Dear Sober Dad,
Our eight-year-old smashed a vase in the living room with a baseball bat. He won’t admit it, but we are certain he did it on purpose, because he was mad at us, because we wouldn’t let him stay up as late as his brother.
I’m just starting down the road to recovery. After hiding my own addiction to painkillers for years, I’m just beginning to get a sense of cause and effect, of consequences. He gets an allowance, but it would take him forever to pay for the vase. How do we teach him that something like that isn’t okay? How do I teach and reinforce those ideas to my son when I’m figuring it out myself?
– Erica K., Louisville, Kentucky
Sober Dad wants to know why you have such an expensive vase in your living room if you have an eight-year-old, as well as a slightly older brother. What exactly are you thinking? It was just a matter of time, don’t you realize?
Seriously, it’s tough. You want to have nice art pieces in your home, but this may not be the right stage of life for displaying them. Accidents will happen, and so will fits of temper. So if you have another vase, you may want to stow it in the attic for a few years or lend it to your local art museum for display until your sons reach the age of maturity.
I wouldn’t take the cost of replacing an expensive vase out of an eight-year-old’s allowance. As you said, it would be so time-consuming that the consequence would no longer be tied directly to the event, which is something that Sober Dad, and many other brilliant authorities, highly recommend.
The only way to have a child understand that a consequence is a direct function of inappropriate behavior is to have the consequence occur promptly after the infraction. Let’s move the spotlight to you.
What got you to stop using? Did the consequences catch up to you after a particularly rough patch? When they really caught up, did you have a moment of clarity that led you to choose to change your behavior?
Now, back to your son and the vase.

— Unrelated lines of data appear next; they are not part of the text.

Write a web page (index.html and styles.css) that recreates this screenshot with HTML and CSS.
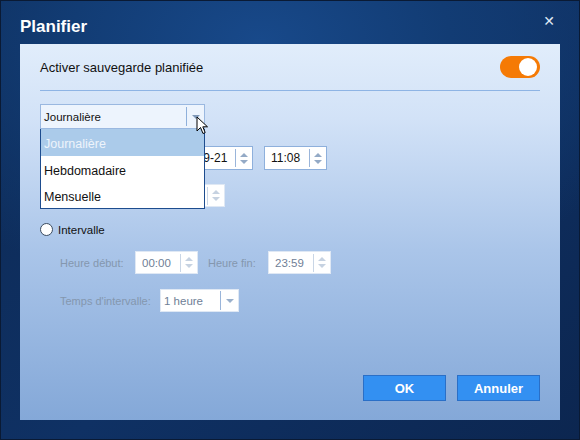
FILE: index.html
```html
<!DOCTYPE html>
<html lang="fr">
<head>
<meta charset="utf-8">
<title>Planifier</title>
<link rel="stylesheet" href="styles.css">
</head>
<body>
<div class="window">
  <div class="titlebar">
    <span class="title">Planifier</span>
    <span class="close">✕</span>
  </div>
  <div class="panel">
    <div class="head-row">
      <span class="head-label">Activer sauvegarde planifiée</span>
      <span class="toggle"><span class="knob"></span></span>
    </div>

    <div class="select-wrap">
      <div class="select main-select">
        <span class="select-text">Journalière</span>
        <span class="select-btn"><span class="tri"></span></span>
      </div>
      <ul class="dropdown">
        <li class="opt selected">Journalière</li>
        <li class="opt">Hebdomadaire</li>
        <li class="opt">Mensuelle</li>
      </ul>
      <svg class="cursor" width="13" height="20" viewBox="0 0 13 20">
        <path d="M1 1 L1 15 L4.5 11.5 L7 17.5 L9.2 16.6 L6.8 10.8 L11.5 10.8 Z" fill="#fff" stroke="#000" stroke-width="1" stroke-linejoin="miter"/>
      </svg>
    </div>

    <div class="row row-date">
      <span class="spacer date-spacer"></span>
      <div class="field date-field">
        <span class="val">2024-09-21</span>
        <span class="spin"><span class="up"></span><span class="down"></span></span>
      </div>
      <div class="field time-field">
        <span class="val">11:08</span>
        <span class="spin"><span class="up"></span><span class="down"></span></span>
      </div>
    </div>

    <div class="row row-every">
      <span class="spacer every-spacer"></span>
      <div class="field disabled every-field">
        <span class="val"></span>
        <span class="spin"><span class="up"></span><span class="down"></span></span>
      </div>
    </div>

    <div class="row row-radio">
      <span class="radio"></span>
      <span class="radio-label">Intervalle</span>
    </div>

    <div class="row row-hours">
      <span class="lbl dim lbl-start">Heure début:</span>
      <div class="field disabled small-field">
        <span class="val">00:00</span>
        <span class="spin"><span class="up"></span><span class="down"></span></span>
      </div>
      <span class="lbl dim lbl-end">Heure fin:</span>
      <div class="field disabled small-field">
        <span class="val">23:59</span>
        <span class="spin"><span class="up"></span><span class="down"></span></span>
      </div>
    </div>

    <div class="row row-interval">
      <span class="lbl dim lbl-interval">Temps d'intervalle:</span>
      <div class="select disabled-select">
        <span class="select-text">1 heure</span>
        <span class="select-btn"><span class="tri"></span></span>
      </div>
    </div>

    <div class="footer">
      <button class="btn">OK</button>
      <button class="btn">Annuler</button>
    </div>
  </div>
</div>
</body>
</html>
```
FILE: styles.css
```css
* { box-sizing: border-box; }
html, body { margin: 0; padding: 0; }
body {
  width: 580px;
  height: 440px;
  overflow: hidden;
  font-family: "Liberation Sans", Arial, sans-serif;
  font-size: 12px;
  color: #111;
}
.window {
  width: 580px;
  height: 440px;
  display: flex;
  flex-direction: column;
  border: 1px solid #0a1a34;
  background:
    radial-gradient(ellipse 420px 260px at 260px 40px, #18498a 0%, #123c74 45%, rgba(14,46,92,0) 100%),
    linear-gradient(135deg, #0d2a55 0%, #0f3164 50%, #0c2650 100%);
}
.titlebar {
  height: 43px;
  display: flex;
  align-items: center;
  justify-content: space-between;
  padding: 0 24px 0 19px;
}
.title {
  color: #fff;
  font-weight: bold;
  font-size: 17px;
  margin-top: 8px;
}
.close {
  color: #dfe8f5;
  font-size: 14px;
  font-weight: bold;
  margin-top: -3px;
  font-family: "DejaVu Sans", sans-serif;
}
.panel {
  flex: 1;
  margin: 0 19px 19px 19px;
  padding: 0 20px;
  background: linear-gradient(180deg, #e1edfb 0%, #d2e2f7 20%, #aac5e9 55%, #84a8d8 100%);
  display: flex;
  flex-direction: column;
  position: relative;
}
.head-row {
  height: 47px;
  display: flex;
  align-items: center;
  justify-content: space-between;
  border-bottom: 1px solid #8eb4e4;
}
.head-label {
  font-size: 13px;
  color: #111;
  padding-top: 1px;
}
.toggle {
  width: 40px;
  height: 22px;
  border-radius: 11px;
  background: #f57a05;
  position: relative;
}
.knob {
  position: absolute;
  right: 3px;
  top: 2px;
  width: 18px;
  height: 18px;
  border-radius: 50%;
  background: #fff;
}

.select-wrap {
  margin-top: 13px;
  position: relative;
  width: 165px;
  z-index: 5;
}
.select {
  height: 25px;
  display: flex;
  align-items: center;
  border: 1px solid #9ab8e0;
  background: #edf4fd;
}
.select-text {
  flex: 1;
  padding-left: 3px;
  font-size: 11.5px;
  white-space: nowrap;
}
.select-btn {
  width: 18px;
  height: 19px;
  border-left: 1px solid #8fb0db;
  display: flex;
  align-items: center;
  justify-content: center;
}
.tri {
  width: 0;
  height: 0;
  border-left: 4px solid transparent;
  border-right: 4px solid transparent;
  border-top: 4px solid #7f98b8;
}
.dropdown {
  position: absolute;
  left: 0;
  top: 25px;
  width: 165px;
  margin: 0;
  padding: 0;
  list-style: none;
  background: #fff;
  border: 1px solid #1d4c8e;
  border-top: none;
}
.opt {
  height: 26px;
  display: flex;
  align-items: center;
  padding: 3px 0 0 3px;
  font-size: 12.5px;
  color: #111;
}
.opt.selected {
  background: #abcbea;
  color: #eef4fb;
  height: 27px;
}
.cursor {
  position: absolute;
  left: 156px;
  top: 12px;
}

.row {
  display: flex;
  align-items: center;
}
.spacer { display: block; height: 1px; flex: none; }
.lbl { font-size: 11px; white-space: nowrap; }
.dim { color: #8497ae; }
.field {
  height: 24px;
  display: flex;
  align-items: center;
  background: #fff;
  border: 1px solid #8eb0dc;
  flex: none;
}
.field .val {
  flex: 1;
  padding-left: 6px;
  font-size: 12px;
  white-space: nowrap;
}
.spin {
  width: 17px;
  height: 18px;
  flex: none;
  border-left: 1px solid #9ab5da;
  display: flex;
  flex-direction: column;
  align-items: center;
  justify-content: center;
  gap: 3px;
}
.spin .up {
  width: 0; height: 0;
  border-left: 4px solid transparent;
  border-right: 4px solid transparent;
  border-bottom: 4px solid #94aac6;
}
.spin .down {
  width: 0; height: 0;
  border-left: 4px solid transparent;
  border-right: 4px solid transparent;
  border-top: 4px solid #94aac6;
}
.field.disabled {
  border-color: #dfe8f4;
  height: 23px;
}
.field.disabled .val { color: #6f8096; font-size: 11.5px; }
.field.disabled .spin { border-left-color: #c9d6e6; }
.field.disabled .spin .up { border-bottom-color: #c6d2e1; }
.field.disabled .spin .down { border-top-color: #c6d2e1; }

.row-date {
  margin-top: 17px;
}
.date-spacer { width: 123px; }
.date-field { width: 90px; }
.date-field .val { padding-left: 2px; }
.time-field { width: 63px; margin-left: 11px; }
.row-every { margin-top: 14px; }
.every-spacer { width: 118px; }
.every-field { width: 67px; }

.row-radio {
  margin-top: 16px;
  height: 13px;
}
.radio {
  width: 13px;
  height: 13px;
  border-radius: 50%;
  border: 1px solid #3a4b60;
  background: #fff;
}
.radio-label {
  margin-left: 5px;
  font-size: 11.5px;
  color: #111;
}
.row-hours {
  margin-top: 15px;
  padding-left: 20px;
}
.lbl-start { width: 75px; }
.lbl-end { margin-left: 10px; width: 60px; }
.small-field { width: 63px; }
.row-interval {
  margin-top: 15px;
  padding-left: 20px;
}
.lbl-interval { width: 100px; }
.disabled-select {
  width: 79px;
  height: 23px;
  background: #fff;
  border-color: #dfe8f4;
}
.disabled-select .select-text { color: #6f8096; padding-left: 3px; }
.disabled-select .select-btn { border-left-color: #9ab5da; width: 18px; }
.disabled-select .tri { border-top-color: #9ab0cb; }

.footer {
  margin-top: auto;
  margin-bottom: 19px;
  display: flex;
  justify-content: flex-end;
  gap: 11px;
}
.btn {
  width: 83px;
  height: 26px;
  border: 1px solid #2a6fc7;
  background: #3390f2;
  color: #fff;
  font-family: "Liberation Sans", Arial, sans-serif;
  font-weight: bold;
  font-size: 13px;
  padding: 0;
}
```
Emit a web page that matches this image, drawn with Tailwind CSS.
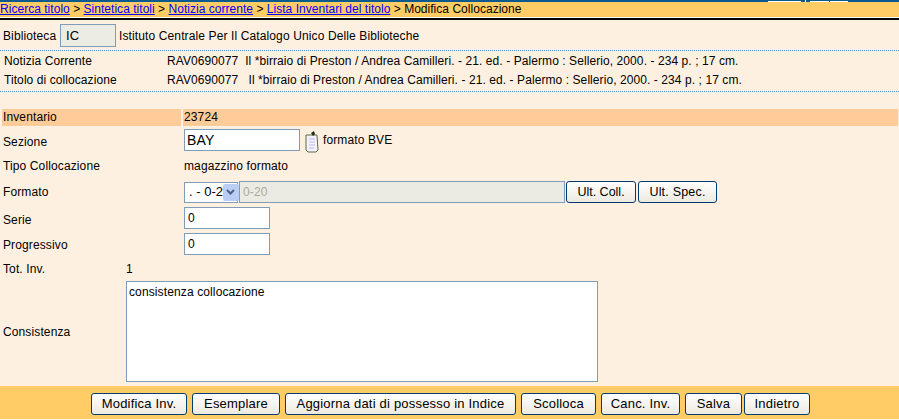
<!DOCTYPE html>
<html lang="it">

<head>
    <meta charset="UTF-8">
    <script src="https://cdn.jsdelivr.net/npm/@tailwindcss/browser@4"></script>
    <title>Modifica Collocazione</title>
</head>

<body class="bg-[#fef0e0] font-['Liberation_Sans',Arial,sans-serif] text-[12px] tracking-[0.12px] text-black overflow-hidden">
    <div class="w-[899px] h-[420px] flex flex-col">
        <!-- Top strip -->
        <div class="h-[2px] bg-[#0b5a8f] flex justify-end items-end">
            <span class="w-[33px] h-[1px] mr-[4px] bg-white"></span>
            <span class="w-[1px] h-[2px] mr-[4px] bg-white"></span>
            <span class="w-[19px] h-[1px] mr-[1px] bg-white"></span>
            <span class="w-[18px] h-[1px] mr-[51px] bg-white"></span>
        </div>

        <!-- Breadcrumb -->
        <div class="h-[15px] bg-[#ffcc66] leading-[15px] tracking-[0.03px] whitespace-nowrap">
            <a href="#" class="text-[#0000ff] underline">Ricerca titolo</a> &gt;
            <a href="#" class="text-[#0000ff] underline">Sintetica titoli</a> &gt;
            <a href="#" class="text-[#0000ff] underline">Notizia corrente</a> &gt;
            <a href="#" class="text-[#0000ff] underline">Lista Inventari del titolo</a> &gt;
            Modifica Collocazione
        </div>
        <div class="h-[1px] bg-white"></div>
        <div class="h-[2px] bg-black"></div>

        <!-- Biblioteca -->
        <div class="flex items-center h-[23px] mt-[4px] pl-[3px]">
            <span class="w-[57px] pt-[1px]">Biblioteca</span>
            <span class="w-[56px] h-[23px] pl-[5px] bg-[#ecece4] border border-[#7f9db9] leading-[21px] text-[13px]">IC</span>
            <span class="ml-[3px] pt-[1px]">Istituto Centrale Per Il Catalogo Unico Delle Biblioteche</span>
        </div>

        <!-- Notizia -->
        <div class="mt-[3px] h-[42px] border-y border-dotted border-[#4a90d9] tracking-[0.08px]">
            <div class="flex h-[19px] items-center pl-[4px]">
                <span class="w-[163px]">Notizia Corrente</span>
                <span class="whitespace-pre">RAV0690077  Il *birraio di Preston / Andrea Camilleri. - 21. ed. - Palermo : Sellerio, 2000. - 234 p. ; 17 cm.</span>
            </div>
            <div class="flex h-[19px] items-center pl-[4px]">
                <span class="w-[163px]">Titolo di collocazione</span>
                <span class="whitespace-pre">RAV0690077   Il *birraio di Preston / Andrea Camilleri. - 21. ed. - Palermo : Sellerio, 2000. - 234 p. ; 17 cm.</span>
            </div>
        </div>

        <!-- Form -->
        <div class="mt-[17px] flex h-[17px] pl-[2px] pr-[1px] gap-[2px] leading-[17px]">
            <span class="w-[179px] pl-[1px] bg-[#ffcc99]">Inventario</span>
            <span class="flex-1 pl-[1px] bg-[#ffcc99]">23724</span>
        </div>

        <div class="flex items-center h-[22px] mt-[3px] pl-[3px]">
            <span class="w-[181px] pt-[4px]">Sezione</span>
            <input type="text" value="BAY" class="w-[116px] h-[22px] px-[2px] bg-white border border-[#7f9db9] text-[14px] outline-none">
            <svg class="ml-[4px] mt-[4px]" width="16" height="24" viewBox="0 0 16 24">
                <path d="M2 5h11l1 15-2 2H4l-2-2z" fill="#f4f2ff" stroke="#5a6a40"/>
                <path d="M5 9h6M5 12h6M5 15h6M5 18h5" stroke="#c0b8e8"/>
                <path d="M7 3l3-2 1 3-2 2z" fill="#20300f"/>
            </svg>
            <span class="ml-[3px]">formato BVE</span>
        </div>

        <div class="flex items-center h-[16px] mt-[7px] pl-[3px]">
            <span class="w-[181px]">Tipo Collocazione</span>
            <span>magazzino formato</span>
        </div>

        <div class="flex items-center h-[22px] mt-[7px] pl-[3px]">
            <span class="w-[181px]">Formato</span>
            <span class="w-[54px] h-[21px] flex items-center justify-between pl-[4px] pr-[1px] bg-white border border-[#7f9db9] text-[13px] tracking-normal whitespace-nowrap">
                . - 0-2
                <span class="w-[16px] h-[17px] shrink-0 flex items-center justify-center bg-[#b9cdf5] rounded-[2px]">
                    <svg width="9" height="6" viewBox="0 0 9 6"><path d="M1 1l3.5 3.5L8 1" fill="none" stroke="#4d6185" stroke-width="2"/></svg>
                </span>
            </span>
            <input type="text" value="0-20" disabled class="w-[326px] h-[22px] ml-[1px] px-[3px] bg-[#ebebe4] border border-[#7f9db9] text-[#aca899] outline-none">
            <button class="h-[22px] ml-[1px] w-[70px] text-[12.5px] tracking-normal bg-gradient-to-b from-white to-[#eceadf] border border-[#003c74] rounded-[3px]">Ult. Coll.</button>
            <button class="h-[22px] ml-[2px] w-[79px] text-[12.5px] tracking-[0.2px] bg-gradient-to-b from-white to-[#eceadf] border border-[#003c74] rounded-[3px]">Ult. Spec.</button>
        </div>

        <div class="flex items-center h-[22px] mt-[4px] pl-[3px]">
            <span class="w-[181px] pt-[4px]">Serie</span>
            <input type="text" value="0" class="w-[86px] h-[22px] px-[3px] bg-white border border-[#7f9db9] outline-none">
        </div>

        <div class="flex items-center h-[22px] mt-[4px] pl-[3px]">
            <span class="w-[181px] pt-[2px]">Progressivo</span>
            <input type="text" value="0" class="w-[86px] h-[22px] px-[3px] bg-white border border-[#7f9db9] outline-none">
        </div>

        <div class="flex items-center h-[16px] mt-[6px] pl-[3px]">
            <span class="w-[123px]">Tot. Inv.</span>
            <span>1</span>
        </div>

        <div class="flex items-center h-[101px] mt-[4px] pl-[3px]">
            <span class="w-[123px]">Consistenza</span>
            <textarea class="w-[472px] h-[101px] px-[2px] py-[1px] bg-white border border-[#7f9db9] outline-none resize-none text-[12px]">consistenza collocazione</textarea>
        </div>

        <!-- Footer buttons -->
        <div class="mt-[4px] h-[33px] bg-[#ffcc66] flex justify-center items-start pt-[7px] pl-[2px] gap-[5px] text-[13px] tracking-[0.2px]">
            <button class="w-[96px] h-[22px] bg-gradient-to-b from-white to-[#eceadf] border border-[#003c74] rounded-[3px]">Modifica Inv.</button>
            <button class="w-[88px] h-[22px] bg-gradient-to-b from-white to-[#eceadf] border border-[#003c74] rounded-[3px]">Esemplare</button>
            <button class="w-[231px] h-[22px] bg-gradient-to-b from-white to-[#eceadf] border border-[#003c74] rounded-[3px]">Aggiorna dati di possesso in Indice</button>
            <button class="w-[75px] h-[22px] bg-gradient-to-b from-white to-[#eceadf] border border-[#003c74] rounded-[3px]">Scolloca</button>
            <button class="w-[79px] h-[22px] bg-gradient-to-b from-white to-[#eceadf] border border-[#003c74] rounded-[3px]">Canc. Inv.</button>
            <button class="w-[57px] h-[22px] bg-gradient-to-b from-white to-[#eceadf] border border-[#003c74] rounded-[3px]">Salva</button>
            <button class="w-[66px] h-[22px] -ml-[3px] bg-gradient-to-b from-white to-[#eceadf] border border-[#003c74] rounded-[3px]">Indietro</button>
        </div>
    </div>
</body>

</html>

First, you have to cool off so that you don’t respond out of anger, which sends the wrong lesson. Anger is the most corrosive element in any home. Cool off first. Get your thoughts together, and then set the consequence.
What’s the difference between a consequence and a punishment?
There is no difference. It’s just a consequence makes you sound like a hip, responsible parent, and punishment makes you sound like an ogre. But it’s really the same thing.
When it comes to children and breaking things, Sober Dad highly recommends his “$5,000 deductible.” That’s right—every child coming into this world receives a $5,000 deductible. Kids break things, both on purpose, and by accident. It’s often very hard to tell which is which. Rather than constantly trying to be judge and jury with your own eight-year-old, the easiest thing is to just keep rough track of how much they break.
The first $5,000 is on you.
Anything they break or destroy above $5,000? Kid, get a job.